Description of the task:
Output all the material that follows, exactly as given.

========================

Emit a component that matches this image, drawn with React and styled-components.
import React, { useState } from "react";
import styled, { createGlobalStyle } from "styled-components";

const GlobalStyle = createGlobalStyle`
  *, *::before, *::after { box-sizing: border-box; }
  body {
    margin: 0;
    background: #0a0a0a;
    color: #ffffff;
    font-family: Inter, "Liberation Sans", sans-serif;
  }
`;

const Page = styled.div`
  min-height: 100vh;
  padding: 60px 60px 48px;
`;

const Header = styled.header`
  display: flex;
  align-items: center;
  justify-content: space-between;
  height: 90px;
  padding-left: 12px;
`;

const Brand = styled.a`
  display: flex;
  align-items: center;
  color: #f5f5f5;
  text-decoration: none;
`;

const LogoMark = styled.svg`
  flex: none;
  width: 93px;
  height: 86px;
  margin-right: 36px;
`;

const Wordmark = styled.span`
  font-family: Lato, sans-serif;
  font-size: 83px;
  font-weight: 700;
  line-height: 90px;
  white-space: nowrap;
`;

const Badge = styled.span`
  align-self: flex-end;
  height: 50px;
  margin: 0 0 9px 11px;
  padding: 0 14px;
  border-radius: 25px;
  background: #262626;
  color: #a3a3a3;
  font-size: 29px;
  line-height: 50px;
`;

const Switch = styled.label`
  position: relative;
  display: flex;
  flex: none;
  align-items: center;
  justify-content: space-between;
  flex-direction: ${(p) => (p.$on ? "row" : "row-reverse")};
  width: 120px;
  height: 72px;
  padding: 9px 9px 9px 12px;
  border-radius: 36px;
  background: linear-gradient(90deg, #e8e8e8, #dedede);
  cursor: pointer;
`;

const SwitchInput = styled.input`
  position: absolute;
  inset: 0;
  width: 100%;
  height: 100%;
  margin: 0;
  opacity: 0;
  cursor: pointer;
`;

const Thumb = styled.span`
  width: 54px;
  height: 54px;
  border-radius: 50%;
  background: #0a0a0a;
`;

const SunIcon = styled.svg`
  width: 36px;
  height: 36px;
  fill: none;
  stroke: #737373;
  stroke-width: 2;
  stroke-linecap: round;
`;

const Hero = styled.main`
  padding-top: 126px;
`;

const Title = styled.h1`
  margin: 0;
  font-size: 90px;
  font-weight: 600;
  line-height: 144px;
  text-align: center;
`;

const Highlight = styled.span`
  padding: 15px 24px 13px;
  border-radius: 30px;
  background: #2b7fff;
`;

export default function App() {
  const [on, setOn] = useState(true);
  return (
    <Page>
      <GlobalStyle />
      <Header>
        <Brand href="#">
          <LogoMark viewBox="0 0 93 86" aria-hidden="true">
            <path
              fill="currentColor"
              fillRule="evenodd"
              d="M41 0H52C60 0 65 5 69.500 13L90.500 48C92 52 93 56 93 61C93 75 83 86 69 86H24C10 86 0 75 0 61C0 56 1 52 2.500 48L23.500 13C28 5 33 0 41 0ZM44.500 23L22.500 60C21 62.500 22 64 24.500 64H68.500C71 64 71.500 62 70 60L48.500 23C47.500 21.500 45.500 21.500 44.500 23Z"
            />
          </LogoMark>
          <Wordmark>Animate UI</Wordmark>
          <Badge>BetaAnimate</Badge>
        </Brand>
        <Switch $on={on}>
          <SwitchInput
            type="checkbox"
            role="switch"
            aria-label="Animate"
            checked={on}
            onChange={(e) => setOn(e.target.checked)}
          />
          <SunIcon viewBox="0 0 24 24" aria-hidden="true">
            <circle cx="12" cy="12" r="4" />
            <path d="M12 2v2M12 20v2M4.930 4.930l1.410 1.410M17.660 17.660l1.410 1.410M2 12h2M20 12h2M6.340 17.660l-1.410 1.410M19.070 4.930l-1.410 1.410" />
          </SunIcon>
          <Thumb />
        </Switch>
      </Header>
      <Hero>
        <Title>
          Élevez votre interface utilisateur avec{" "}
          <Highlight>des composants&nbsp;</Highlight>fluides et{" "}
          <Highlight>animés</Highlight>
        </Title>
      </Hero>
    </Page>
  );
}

========================

Result for this task:
Emit a component that matches this image, drawn with React and styled-components.
import React, { useState } from "react";
import styled, { createGlobalStyle } from "styled-components";

const GlobalStyle = createGlobalStyle`
  *, *::before, *::after { box-sizing: border-box; }
  body {
    margin: 0;
    background: #0a0a0a;
    color: #ffffff;
    font-family: Inter, "Liberation Sans", sans-serif;
  }
`;

const Page = styled.div`
  min-height: 100vh;
  padding: 60px 60px 48px;
`;

const Header = styled.header`
  display: flex;
  align-items: center;
  justify-content: space-between;
  height: 90px;
  padding-left: 12px;
`;

const Brand = styled.a`
  display: flex;
  align-items: center;
  color: #f5f5f5;
  text-decoration: none;
`;

const LogoMark = styled.svg`
  flex: none;
  width: 93px;
  height: 86px;
  margin-right: 36px;
`;

const Wordmark = styled.span`
  font-family: Lato, sans-serif;
  font-size: 83px;
  font-weight: 700;
  line-height: 90px;
  white-space: nowrap;
`;

const Badge = styled.span`
  align-self: flex-end;
  height: 50px;
  margin: 0 0 9px 11px;
  padding: 0 14px;
  border-radius: 25px;
  background: #262626;
  color: #a3a3a3;
  font-size: 29px;
  line-height: 50px;
`;

const Switch = styled.label`
  position: relative;
  display: flex;
  flex: none;
  align-items: center;
  justify-content: space-between;
  flex-direction: ${(p) => (p.$on ? "row" : "row-reverse")};
  width: 120px;
  height: 72px;
  padding: 9px 9px 9px 12px;
  border-radius: 36px;
  background: linear-gradient(90deg, #e8e8e8, #dedede);
  cursor: pointer;
`;

const SwitchInput = styled.input`
  position: absolute;
  inset: 0;
  width: 100%;
  height: 100%;
  margin: 0;
  opacity: 0;
  cursor: pointer;
`;

const Thumb = styled.span`
  width: 54px;
  height: 54px;
  border-radius: 50%;
  background: #0a0a0a;
`;

const SunIcon = styled.svg`
  width: 36px;
  height: 36px;
  fill: none;
  stroke: #737373;
  stroke-width: 2;
  stroke-linecap: round;
`;

const Hero = styled.main`
  padding-top: 126px;
`;

const Title = styled.h1`
  margin: 0;
  font-size: 90px;
  font-weight: 600;
  line-height: 144px;
  text-align: center;
`;

const Highlight = styled.span`
  padding: 15px 24px 13px;
  border-radius: 30px;
  background: #2b7fff;
`;

export default function App() {
  const [on, setOn] = useState(true);
  return (
    <Page>
      <GlobalStyle />
      <Header>
        <Brand href="#">
          <LogoMark viewBox="0 0 93 86" aria-hidden="true">
            <path
              fill="currentColor"
              fillRule="evenodd"
              d="M41 0H52C60 0 65 5 69.500 13L90.500 48C92 52 93 56 93 61C93 75 83 86 69 86H24C10 86 0 75 0 61C0 56 1 52 2.500 48L23.500 13C28 5 33 0 41 0ZM44.500 23L22.500 60C21 62.500 22 64 24.500 64H68.500C71 64 71.500 62 70 60L48.500 23C47.500 21.500 45.500 21.500 44.500 23Z"
            />
          </LogoMark>
          <Wordmark>Animate UI</Wordmark>
          <Badge>BetaAnimate</Badge>
        </Brand>
        <Switch $on={on}>
          <SwitchInput
            type="checkbox"
            role="switch"
            aria-label="Animate"
            checked={on}
            onChange={(e) => setOn(e.target.checked)}
          />
          <SunIcon viewBox="0 0 24 24" aria-hidden="true">
            <circle cx="12" cy="12" r="4" />
            <path d="M12 2v2M12 20v2M4.930 4.930l1.410 1.410M17.660 17.660l1.410 1.410M2 12h2M20 12h2M6.340 17.660l-1.410 1.410M19.070 4.930l-1.410 1.410" />
          </SunIcon>
          <Thumb />
        </Switch>
      </Header>
      <Hero>
        <Title>
          Élevez votre interface utilisateur avec{" "}
          <Highlight>des composants&nbsp;</Highlight>fluides et{" "}
          <Highlight>animés</Highlight>
        </Title>
      </Hero>
    </Page>
  );
}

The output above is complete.